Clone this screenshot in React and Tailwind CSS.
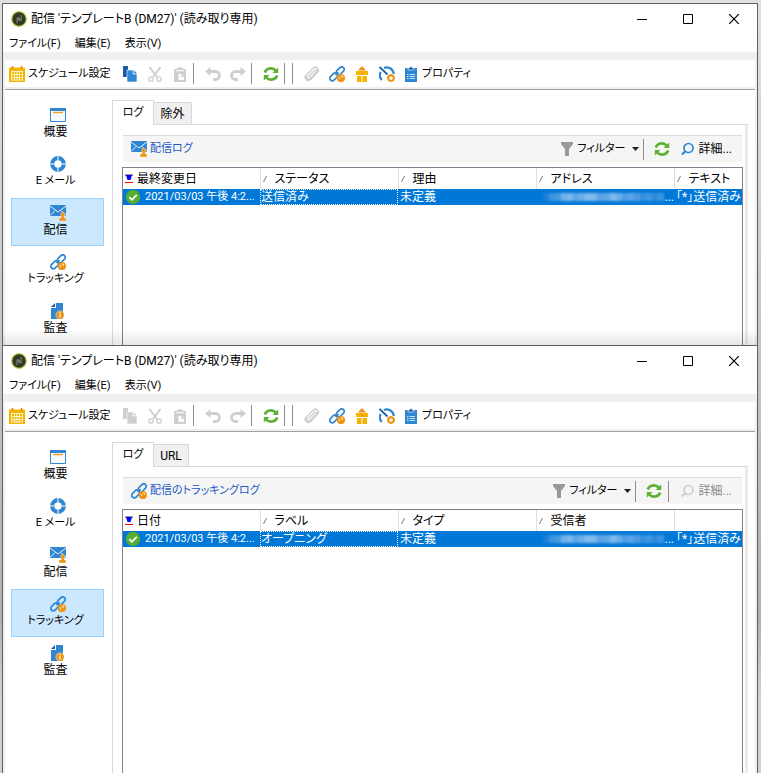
import React from "react";

const font = "font-['Roboto','Noto_Sans_CJK_JP',sans-serif] [font-feature-settings:'palt']";
const BLUE = "#2f86d2";
const ORANGE = "#ef9312";
const OFF = "#cfcfcf";

const Svg = ({ children, className = "size-4", box = "0 0 16 16" }) => (
  <svg viewBox={box} className={className + " shrink-0"} fill="none" aria-hidden="true">
    {children}
  </svg>
);

const Logo = () => (
  <Svg>
    <circle cx="8" cy="8" r="7.2" fill="#34382c" stroke="#a9bf22" strokeWidth="1.1" />
    <path d="M6 12.200V6.800h1.800v2.700M10.200 3.800v5.700H8.300V6.800" stroke="#8f9781" strokeWidth=".9" />
  </Svg>
);
const Calendar = () => (
  <Svg>
    <path d="M0 1.500h16V16H0z" fill="#f2b600" />
    <path d="M3.500 0v3M12.500 0v3" stroke="#e58e12" strokeWidth="1.600" />
    <path d="M2.500 5.500h11M2.500 8.500h11M2.500 11.500h11M2.500 14h11M2.500 5v9.500M5.500 5v9.500M8 5v9.500M10.500 5v9.500M13.500 5v9.500" stroke="#fff6d5" strokeWidth=".9" />
  </Svg>
);
const Copy = ({ off }) => (
  <Svg>
    <path d="M1 0h5v11H1z" fill={off ? OFF : "#1a5ba8"} />
    <path d="M5 4h6v4h4v8H5z" fill={off ? OFF : BLUE} stroke="#fff" strokeWidth=".6" />
    <path d="M11.500 4L15 7.500h-3.500z" fill={off ? OFF : BLUE} />
  </Svg>
);
const Cut = () => (
  <Svg>
    <path d="M2.500 1l7.500 10M13.500 1L6 11" stroke={OFF} strokeWidth="2" />
    <circle cx="4" cy="13" r="2.200" stroke={OFF} strokeWidth="1.300" />
    <circle cx="12" cy="13" r="2.200" stroke={OFF} strokeWidth="1.300" />
  </Svg>
);
const Paste = () => (
  <Svg>
    <path d="M2 3h12v13H2z" fill={OFF} />
    <path d="M5.500 4V2.500h1.500a1 1 0 0 1 2 0h1.500V4" stroke={OFF} strokeWidth="1.500" />
    <path d="M4 4.800h8" stroke="#fff" />
    <path d="M6.500 8h3l2.500 2.500V14H6.500z" fill="#fff" />
    <path d="M9.500 8v2.500H12" stroke={OFF} />
  </Svg>
);
const Undo = ({ flip }) => (
  <Svg className={flip ? "size-4 -scale-x-100" : "size-4"}>
    <path d="M0 5.500L5.500 1v9z" fill={OFF} />
    <path d="M4 5.500h6.500a4 4 0 0 1 0 8H8" stroke={OFF} strokeWidth="2.800" />
  </Svg>
);
const Refresh = () => (
  <Svg>
    <path d="M1.800 6.500a6.300 5.600 0 0 1 11-2M14.200 9.500a6.300 5.600 0 0 1-11 2" stroke="#5cb130" strokeWidth="2.600" />
    <path d="M15.200 1.500V7H9.500zM.8 14.500V9h5.700z" fill="#5cb130" />
  </Svg>
);
const Clip = () => (
  <Svg>
    <path d="M4 11l6.500-6.500c1.300-1.300 3 .4 1.800 1.700L6.500 12c-2.600 2.500-6-.800-3.600-3.400L9 2.300c3-3 7.200 1.200 4.300 4.200L7 13.200c-3.300 3-7.300-.500-5.300-3.900" stroke={OFF} strokeWidth="1.500" />
  </Svg>
);
const LinkIcon = () => (
  <Svg>
    <rect x="6.800" y="2.300" width="9" height="5" rx="2.500" transform="rotate(-45 11.300 4.800)" stroke={BLUE} strokeWidth="1.700" />
    <rect x="0.200" y="8.400" width="9" height="5" rx="2.500" transform="rotate(-45 4.700 10.900)" stroke={BLUE} strokeWidth="1.700" />
    <path d="M6.500 9.300l3.200-3.200" stroke={BLUE} strokeWidth="1.500" />
    <circle cx="11.900" cy="12" r="4.100" fill={ORANGE} />
    <path d="M9.300 10.600l1.900 1.200-.4 1.900zM12.400 9l1.900.9-.6 2.200-1.500-1z" fill="#fff" fillOpacity=".75" />
  </Svg>
);
const Gift = () => (
  <Svg>
    <path d="M2 5h12v4H2zM3 10h4.500v6H3zM8.500 10H13v6H8.500z" fill="#f4b400" />
    <path d="M4 4.500L6 2l2-1.700L10 2l2 2.500z" fill="#ee951a" />
    <path d="M8 5v4" stroke="#ee951a" />
  </Svg>
);
const Gauge = () => (
  <Svg>
    <path d="M2.800 14A7 7 0 0 1 1.600 6M5 1.900A7.200 7.200 0 0 1 14.800 8" stroke={BLUE} strokeWidth="2.200" />
    <path d="M.5 1l8 7.500" stroke="#1b62aa" strokeWidth="1.800" />
    <circle cx="12" cy="12" r="2.800" stroke={ORANGE} strokeWidth="1.900" />
    <path d="M12 8v1.500M12 14.500V16M8 12h1.500M14.500 12H16M9.200 9.200l1 1M13.800 13.800l1 1M14.800 9.200l-1 1M10.200 13.800l-1 1" stroke={ORANGE} strokeWidth="1.300" />
  </Svg>
);
const Clipboard = () => (
  <Svg>
    <path d="M2 2h12v14H2z" fill={BLUE} />
    <path d="M5 4V2h1.500a1.500 1.500 0 0 1 3 0H11v2z" fill="#1b5ea9" stroke="#fff" strokeWidth=".6" />
    <path d="M4 8.500h1.500M6.500 8.500H12M4 10.500h1.500M6.500 10.500H12M4 12.500h1.500M6.500 12.500H12" stroke="#d7e8f7" strokeWidth=".9" />
  </Svg>
);
const Overview = () => (
  <Svg>
    <path d="M.5 2h15v12.500H.5z" fill="#f7fafc" stroke={BLUE} />
    <path d="M0 1h16v3H0z" fill={BLUE} />
    <path d="M3 5.500h10" stroke="#f5a020" strokeWidth="1.400" />
  </Svg>
);
const Ring = () => (
  <Svg>
    <circle cx="8" cy="8" r="5.800" stroke={BLUE} strokeWidth="4.200" />
    <path d="M0 8h4.500M11.500 8H16M8 0v4.500M8 11.500V16" stroke="#fff" strokeWidth="1" />
  </Svg>
);
const Mail = () => (
  <Svg>
    <path d="M0 0h16v11H0z" fill={BLUE} />
    <path d="M0 1l8 6 8-6M0 10.500L5 5.500M16 10.500L11 5.500" stroke="#fff" strokeWidth=".9" />
    <path d="M9 16v-2.500l2.500-1.200C9.800 9 11 7.300 12.700 7.300s3 1.700 1.200 5L16 13.500V16z" fill={ORANGE} stroke="#fff" strokeWidth=".4" />
  </Svg>
);
const Audit = () => (
  <Svg>
    <path d="M6 0h7v16H1V5h5z" fill={BLUE} />
    <path d="M1 4l4-4v4z" fill="#1c5da5" />
    <circle cx="10" cy="12" r="4.200" fill={ORANGE} stroke="#fff" strokeWidth=".4" />
    <path d="M10 9v1.200M10 11v3.200" stroke="#fff" strokeWidth="1.300" />
  </Svg>
);
const Funnel = () => (
  <Svg>
    <path d="M2 1h12v2L10 8v7H6V8L2 3z" fill="#999" />
  </Svg>
);
const Magnifier = ({ off }) => (
  <Svg>
    <circle cx="8.500" cy="7" r="4.500" stroke={off ? OFF : BLUE} strokeWidth="1.700" />
    <path d="M5.500 10L2 13.500" stroke={off ? OFF : BLUE} strokeWidth="2.200" />
  </Svg>
);
const Check = () => (
  <Svg>
    <circle cx="8" cy="8" r="7.200" fill="#57ac34" />
    <path d="M4.300 8.200l2.600 2.600 4.900-5" stroke="#fff" strokeWidth="1.700" />
  </Svg>
);

const Sep = () => <span className="ml-px mr-1.5 h-[21px] w-px shrink-0 bg-[#8d8d8d]" />;
const Tool = ({ label, children }) => (
  <button type="button" aria-label={label} className="flex w-[25px] shrink-0 justify-center">
    {children}
  </button>
);

const MENUS = ["ファイル(F)", "編集(E)", "表示(V)"];
const NAV = [
  ["概要", Overview],
  ["E メール", Ring],
  ["配信", Mail],
  ["トラッキング", LinkIcon],
  ["監査", Audit],
];
const MOSAIC = [
  "bg-[#1a80da]", "bg-[#3b94e0]", "bg-[#459ae1]", "bg-[#6fb1e9]", "bg-[#79b6ea]", "bg-[#5ea6e5]",
  "bg-[#6db0e8]", "bg-[#84bbec]", "bg-[#7cb7eb]", "bg-[#5aa4e5]", "bg-[#60a7e6]", "bg-[#7fb9eb]",
  "bg-[#6aaee8]", "bg-[#4d9de3]", "bg-[#5aa4e5]", "bg-[#489ae1]", "bg-[#3590df]", "bg-[#4096e0]",
  "bg-[#2a8add]", "bg-[#3b94e0]",
];

function TitleBar() {
  return (
    <header className="flex h-[30px] items-center pl-2">
      <Logo />
      <h1 className="ml-1 grow">配信 'テンプレートB (DM27)' (読み取り専用)</h1>
      <button type="button" aria-label="最小化" className="flex h-full w-[46px] items-center justify-center">
        <Svg className="size-2.5" box="0 0 10 10"><path d="M0 5.500h10" stroke="#000" /></Svg>
      </button>
      <button type="button" aria-label="最大化" className="flex h-full w-[46px] items-center justify-center">
        <Svg className="size-2.5" box="0 0 10 10"><path d="M.5.5h9v9h-9z" stroke="#000" /></Svg>
      </button>
      <button type="button" aria-label="閉じる" className="flex h-full w-[46px] items-center justify-center">
        <Svg className="size-2.5" box="0 0 10 10"><path d="M0 0l10 10M10 0L0 10" stroke="#000" strokeWidth="1.200" /></Svg>
      </button>
    </header>
  );
}

function ToolBar({ copyOff }) {
  return (
    <div className="text-[11px]">
      <div className="h-2 bg-[#f0f0f0]" />
      <div className="flex h-[27px] items-center">
        <button type="button" className="flex w-28 shrink-0 items-center gap-[3px] whitespace-nowrap pl-1">
          <Calendar />スケジュール設定
        </button>
        <Tool label="コピー"><Copy off={copyOff} /></Tool>
        <Tool label="切り取り"><Cut /></Tool>
        <Tool label="貼り付け"><Paste /></Tool>
        <Sep />
        <Tool label="元に戻す"><Undo /></Tool>
        <Tool label="やり直し"><Undo flip /></Tool>
        <Sep />
        <Tool label="更新"><Refresh /></Tool>
        <Sep />
        <Sep />
        <Tool label="添付"><Clip /></Tool>
        <Tool label="リンク"><LinkIcon /></Tool>
        <Tool label="オファー"><Gift /></Tool>
        <Tool label="測定"><Gauge /></Tool>
        <button type="button" className="flex items-center gap-[3px] whitespace-nowrap pl-1">
          <Clipboard />プロパティ
        </button>
      </div>
      <div className="h-[3px] border-b border-[#a0a0a0] bg-[#f0f0f0]" />
    </div>
  );
}

function LogTable({ columns, status }) {
  return (
    <table className="w-full table-fixed border-collapse text-left">
      <colgroup>
        <col className="w-[137px]" />
        <col className="w-[138px]" />
        <col className="w-[138px]" />
        <col className="w-[138px]" />
        <col />
      </colgroup>
      <thead>
        <tr className="h-[21px]">
          {columns.map((c, i) => (
            <th key={i} className={"p-0 font-normal " + (i < 4 ? "border-r border-[#e0e0e0]" : "")}>
              <span className="flex items-center">
                {i === 0 ? (
                  <Svg className="ml-0.5 mr-1 h-2.5 w-2" box="0 0 8 10">
                    <path d="M0 1h8" stroke="#333" /><path d="M1 1h6L5.500 6h-3z" fill="#00f" /><path d="M0 8.500h8" stroke="#f00" />
                  </Svg>
                ) : c && (
                  <Svg className="ml-0.5 mr-2 h-1.5 w-1" box="0 0 4 6"><path d="M.5 6l3-6" stroke="#777" /></Svg>
                )}
                {c}
              </span>
            </th>
          ))}
        </tr>
      </thead>
      <tbody>
        <tr className="h-4 whitespace-nowrap bg-[#0078d7] leading-4 text-white">
          <td className="p-0 text-[11px]"><span className="flex items-center gap-1 pl-0.5"><Check />2021/03/03 午後 4:2...</span></td>
          <td className="p-0"><span className="block h-4 border border-dotted border-white leading-[14px]">{status}</span></td>
          <td className="p-0 pl-0.5">未定義</td>
          <td className="p-0">
            <span className="flex items-center justify-end">
              <span className="flex h-2 w-[122px] blur-[1px]">
                {MOSAIC.map((c, i) => <span key={i} className={"grow " + c} />)}
              </span>
              ...
            </span>
          </td>
          <td className="overflow-hidden p-0 pl-0.5">「*」送信済み</td>
        </tr>
      </tbody>
    </table>
  );
}

function DeliveryWindow({ copyOff, active, tab2, heading, HeadIcon, detailsOff, columns, status, className, shade }) {
  return (
    <section className={"relative flex flex-col border border-[#606060] bg-white " + className}>
      <TitleBar />
      <nav className="flex h-[18px] items-center gap-[14px] pl-1.5 pt-0.5">
        {MENUS.map((m) => (
          <button key={m} type="button" className="text-[11px]">{m}</button>
        ))}
      </nav>
      <div className="flex min-h-0 grow flex-col border-x-2 border-[#f0f0f0]">
        <ToolBar copyOff={copyOff} />
        <div className="flex min-h-0 grow pt-2.5">
          <nav className="flex w-[107px] shrink-0 flex-col gap-px pl-1.5 pr-2">
            {NAV.map(([label, Icon], i) => (
              <button
                key={label}
                type="button"
                className={
                  "flex h-12 w-full shrink-0 flex-col items-center border pt-1.5 leading-[18px] " +
                  (i === active ? "border-[#99d1ff] bg-[#cce8ff] " : "border-transparent ") +
                  (i === 1 || i === 3 ? "text-[11px]" : "text-[12px]")
                }
              >
                <Icon />
                <span className="pr-1">{label}</span>
              </button>
            ))}
          </nav>
          <div className="mr-[7px] flex min-w-0 grow flex-col">
            <div className="flex items-end" role="tablist">
              <button type="button" role="tab" aria-selected="true" className="h-[25px] w-[42px] border-l border-r border-t border-[#d9d9d9] bg-white text-[11px]">ログ</button>
              <button type="button" role="tab" aria-selected="false" className={"h-[23px] border border-l-0 border-[#d9d9d9] bg-[#f0f0f0] " + (tab2 === "URL" ? "w-[35px]" : "w-[38px]")}>{tab2}</button>
              <span className="grow border-b border-[#d9d9d9]" />
            </div>
            <div className="flex grow flex-col border-l border-[#d9d9d9] pl-[9px]">
              <div className="flex grow flex-col border-r-[3px] border-[#ebebeb] pr-0.5 pt-2.5">
                <div className="mx-px flex h-[27px] items-center border-t border-[#dcdcdc] bg-[#f5f5f5] pl-2 pr-2.5 text-[11px]">
                  <HeadIcon />
                  <h2 className="ml-[3px] grow text-[#2157c4]">{heading}</h2>
                  <button type="button" className="flex items-center gap-0.5">
                    <Funnel />フィルター
                    <Svg className="ml-1 mr-[3px] h-1 w-[7px]" box="0 0 7 4"><path d="M0 0h7L3.500 4z" fill="#222" /></Svg>
                  </button>
                  <Sep />
                  <Tool label="更新"><Refresh /></Tool>
                  {detailsOff && <Sep />}
                  <button type="button" className={"ml-[5px] flex items-center gap-[3px] text-[12px] " + (detailsOff ? "text-[#8b8b8b]" : "")}>
                    <Magnifier off={detailsOff} />詳細...
                  </button>
                </div>
                <div className="mt-[5px] grow border-l border-r border-t border-[#7f8090]">
                  <LogTable columns={columns} status={status} />
                </div>
              </div>
            </div>
          </div>
        </div>
      </div>
      {shade && <div className="pointer-events-none absolute inset-x-0 bottom-0 h-4 bg-linear-to-b from-transparent to-black/10" />}
    </section>
  );
}

export default function App() {
  return (
    <main className={"flex h-screen flex-col bg-linear-to-b from-[#e0e0e0] from-0% via-[#b0b0b0] via-80% to-[#d0d0d0] to-90% pl-0.5 pr-[3px] pt-[3px] text-[12px] leading-4 text-black " + font}>
      <DeliveryWindow
        className="h-[342px] shrink-0 border-b-0"
        active={2}
        tab2="除外"
        heading="配信ログ"
        HeadIcon={Mail}
        columns={["最終変更日", "ステータス", "理由", "アドレス", "テキスト"]}
        status="送信済み"
        shade
      />
      <DeliveryWindow
        className="min-h-0 grow border-b-0"
        copyOff
        active={3}
        tab2="URL"
        heading="配信のトラッキングログ"
        HeadIcon={LinkIcon}
        detailsOff
        columns={["日付", "ラベル", "タイプ", "受信者", ""]}
        status="オープニング"
      />
    </main>
  );
}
━━━━━━━━━━━━━━━━
◆ **Your goal**
Filter out every line that lacks the word "React", and copy the rest.

◆ **Answer to this exercise**
Clone this screenshot in React and Tailwind CSS.
import React from "react";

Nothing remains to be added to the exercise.